House Set to Vote Again on $700 Billion Bailout

Once again the fate of the $700 billion economic stabilization legislation sits in the chambers of the House of Representatives.

On Monday, this same House witnessed the immediate impact their decisions will have. As votes were being casts and the legislation seemed destine for failure US markets careened downward in real-time--the Dow losing 777 points in moments.

The markets still seems unable to recover from this shock. Even after the Senate resurrected the slightly modified bill on Wednesday the markets still dramatically fell another 348 points following the late night Wednesday vote.

The House will vote at midday and doubts still remain if enough "yeas" can be mustered.

Concerns remain if enough Republicans can be convinced to overturn their "nay" votes despite inducements like expanded FDIC deposit insurance, tax breaks, and loosing of market to market accounting rules. Of even greater concern are the potential actions of so called Blue Dog, fiscally conservative, Democrats who may balk at tax cuts. Cuts that are feared to increase the already ballooning deficit. Will this block of Democrats reverse their "yea" votes?

General sentiment seems to indicate that one of the major barriers to passage of the original House bill has been scared away--taxpayer (voter) opposition. Politically, many Representatives seemed to have voted their re-election as taxpayers expressed widespread opposition to bailing out Wall Street.

However, as Wall Street hit these constituents' 401(k), IRAs, and other stock market investments--opposition may have swung to fear.

The panic seems to be on the spread as indicators of economic weakness begin to flood in: Washington Mutual collapses, Wachovia goes into a highly motivated FDIC assisted acquisition, manufacturing goods production drops 4%, and new unemployment claims jumped to 7 year high.

The House vote today is now looked at as only the first battle in stabilizing a shaky economy. Bernanke speaks on October 7 and market makers and economist will be looking for indications of a rate cut at the next Federal Reserve Committee Meeting. However, the inflationary hawks have already spoken--James Bullard, St. Louis Fed President and Thomas Hoenig, Kansas City Fed President have stated cutting rates as inflation creeps in is the wrong move.

Regardless of the House vote and pending Federal Reserve meetings, many are wrestling with what to do next and will it be enough.
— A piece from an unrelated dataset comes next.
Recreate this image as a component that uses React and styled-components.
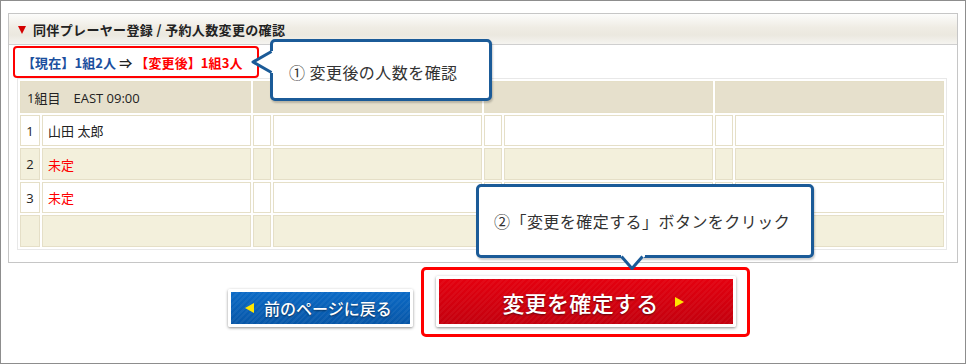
import styled, { createGlobalStyle } from "styled-components";

const GlobalStyle = createGlobalStyle`
  body {
    margin: 0;
    background: #fff;
    font-family: "Noto Sans CJK JP", "Noto Sans", sans-serif;
    color: #222;
  }
`;

const Frame = styled.div`
  position: relative;
  width: 966px;
  height: 364px;
  box-sizing: border-box;
  border: 1px solid #8d8d8d;
  background: #fff;
  overflow: hidden;
`;

const Panel = styled.section`
  width: 950px;
  height: 250px;
  box-sizing: border-box;
  margin: 12px 0 0 7px;
  border: 1px solid #c6c6c6;
  background: #fff;
`;

const PanelHeader = styled.h2`
  margin: 0;
  height: 31px;
  box-sizing: border-box;
  border-bottom: 1px solid #cfcfcf;
  background: linear-gradient(#fcfcfb 0%, #efece4 45%, #ebe8df 70%, #f5f4f0 100%);
  display: flex;
  align-items: center;
  gap: 7px;
  padding-left: 9px;
  font-size: 13px;
  font-weight: 700;
  letter-spacing: 0.35px;
  color: #222;
`;

const Caret = styled.span`
  width: 0;
  height: 0;
  border-left: 4px solid transparent;
  border-right: 4px solid transparent;
  border-top: 8px solid #d40000;
  margin-top: 1px;
`;

const SummaryBox = styled.div`
  width: 246px;
  height: 32px;
  box-sizing: border-box;
  margin: 1px 0 0 4px;
  border: 2px solid #f00;
  border-radius: 4px;
  display: flex;
  align-items: center;
  padding-left: 7px;
  font-size: 13px;
  font-weight: 700;
  letter-spacing: 0.1px;
  white-space: pre;
`;

const Tone = styled.span`
  color: ${(p) => p.$color};
`;

const Grid = styled.div`
  width: 930px;
  box-sizing: border-box;
  margin-left: 8px;
  border: 1px solid #e8e8e8;
  padding: 2px;
  display: grid;
  grid-template-columns: 20px 209px 18px 209px 18px 209px 18px 209px;
  grid-template-rows: 32px 31px 32px 31px 32px;
  gap: 2px;
`;

const Cell = styled.div`
  box-sizing: border-box;
  grid-column: span ${(p) => p.$span || 1};
  border: 1px solid #e5dfc7;
  background: ${(p) => (p.$head ? "#e6e0cc" : p.$alt ? "#f3f0dc" : "#fff")};
  display: flex;
  align-items: center;
  justify-content: ${(p) => (p.$center ? "center" : "flex-start")};
  padding: ${(p) => (p.$center ? "0" : p.$head ? "0 0 0 6px" : "0 0 0 5px")};
  font-family: "Open Sans", "Noto Sans CJK JP", sans-serif;
  font-size: 13px;
  color: ${(p) => (p.$red ? "#f00" : "#222")};
  white-space: pre;
`;

const ButtonRow = styled.div`
  display: flex;
  align-items: flex-start;
  gap: 8px;
  margin: 4px 0 0 227px;
`;

const ButtonBase = styled.button`
  box-sizing: border-box;
  border: 3px solid #fff;
  border-radius: 2px;
  box-shadow: 0 1px 3px rgba(0, 0, 0, 0.45);
  display: flex;
  align-items: center;
  justify-content: center;
  color: #fff;
  font-family: "Noto Sans CJK JP", "Noto Sans", sans-serif;
  font-weight: 500;
  text-shadow: 0 1px 2px rgba(0, 0, 0, 0.5);
  cursor: pointer;
`;

const BackButton = styled(ButtonBase)`
  width: 185px;
  height: 38px;
  margin-top: 22px;
  justify-content: flex-start;
  padding: 0 0 0 14px;
  gap: 10px;
  font-size: 16px;
  background: repeating-linear-gradient(135deg, rgba(255, 255, 255, 0.05) 0 2px, transparent 2px 4px),
    linear-gradient(#0b6ac6, #0756a7);
`;

const ConfirmFrame = styled.div`
  width: 329px;
  height: 70px;
  box-sizing: border-box;
  border: 3px solid #f00;
  border-radius: 5px;
  padding: 6px 0 0 12px;
`;

const ConfirmButton = styled(ButtonBase)`
  width: 300px;
  height: 51px;
  gap: 16px;
  padding: 0 0 0 14px;
  font-size: 22px;
  letter-spacing: 0.3px;
  background: repeating-linear-gradient(135deg, rgba(255, 255, 255, 0.04) 0 2px, transparent 2px 4px),
    linear-gradient(#e4000f, #c3000e);
`;

const Tri = styled.span`
  width: 0;
  height: 0;
  border-top: 5px solid transparent;
  border-bottom: 5px solid transparent;
  ${(p) => (p.$dir === "left" ? "border-right: 9px solid #ffe500;" : "border-left: 9px solid #ffe500;")}
`;

const Callout = styled.div`
  position: absolute;
  left: ${(p) => p.$x}px;
  top: ${(p) => p.$y}px;
  width: ${(p) => p.$w}px;
  height: ${(p) => p.$h}px;
  box-sizing: border-box;
  border: 3px solid #1b5b98;
  border-radius: 5px;
  background: #fff;
  box-shadow: 1px 2px 2px rgba(0, 0, 0, 0.2);
  display: flex;
  align-items: center;
  padding: ${(p) => p.$pad};
  font-size: 16px;
  letter-spacing: 0.45px;
  color: #333;
  white-space: pre;
`;

const Pointer = styled.svg`
  position: absolute;
  left: ${(p) => p.$x}px;
  top: ${(p) => p.$y}px;
  overflow: visible;
`;

const rows = [
  { no: "1", name: "山田 太郎" },
  { no: "2", name: "未定", tbd: true },
  { no: "3", name: "未定", tbd: true },
  { no: "", name: "" },
];

function App() {
  return (
    <>
      <GlobalStyle />
      <Frame>
        <Panel>
          <PanelHeader>
            <Caret />
            同伴プレーヤー登録 / 予約人数変更の確認
          </PanelHeader>
          <SummaryBox>
            <Tone $color="#1b4f9e">【現在】1組2人</Tone>
            <Tone $color="#222"> ⇒ </Tone>
            <Tone $color="#f00">【変更後】1組3人</Tone>
          </SummaryBox>
          <Grid>
            <Cell $head $span={2}>1組目　EAST 09:00</Cell>
            <Cell $head $span={2} />
            <Cell $head $span={2} />
            <Cell $head $span={2} />
            {rows.map((r, i) => [
              <Cell key={`n${i}`} $alt={i % 2 === 1} $center>{r.no}</Cell>,
              <Cell key={`m${i}`} $alt={i % 2 === 1} $red={r.tbd}>{r.name}</Cell>,
              ...[0, 1, 2, 3, 4, 5].map((c) => <Cell key={`e${i}-${c}`} $alt={i % 2 === 1} />),
            ])}
          </Grid>
        </Panel>
        <ButtonRow>
          <BackButton>
            <Tri $dir="left" />
            前のページに戻る
          </BackButton>
          <ConfirmFrame>
            <ConfirmButton>
              変更を確定する
              <Tri $dir="right" />
            </ConfirmButton>
          </ConfirmFrame>
        </ButtonRow>

        <Callout $x={269} $y={38} $w={222} $h={62} $pad="3px 0 0 16px">
          ① 変更後の人数を確認
          <Pointer $x={-23} $y={6} width="26" height="28" viewBox="0 0 26 28">
            <path d="M21.5 3 L3 14 L21.5 25 L25 25 L25 3 Z" fill="#fff" />
            <path d="M21.5 3.5 L3 14 L21.5 24.5" fill="none" stroke="#1b5b98" strokeWidth="3" strokeLinejoin="round" />
          </Pointer>
        </Callout>

        <Callout $x={475} $y={183} $w={338} $h={74} $pad="0 0 0 15px">
          ②「変更を確定する」ボタンをクリック
          <Pointer $x={137} $y={65} width="34" height="22" viewBox="0 0 34 22">
            <path d="M5 1 L29 1 L29 4.5 L16 17 L5 4.5 Z" fill="#fff" />
            <path d="M5.5 4.5 L16 16.5 L26.5 4.5" fill="none" stroke="#1b5b98" strokeWidth="3" strokeLinejoin="round" />
          </Pointer>
        </Callout>
      </Frame>
    </>
  );
}

export default App;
The credit knot will take time to loosen and unwind. Speculation mounts--will the bailout have any immediate effect on that front? The new bill requires the stand up of regulatory frameworks and asset management expertise, which takes time. All the while, consumers can't get auto loans and mortgages and major corporations like GE are having to cease operations and make fire sale deals to Warren Buffet to keep the cogs of industry from seizing up.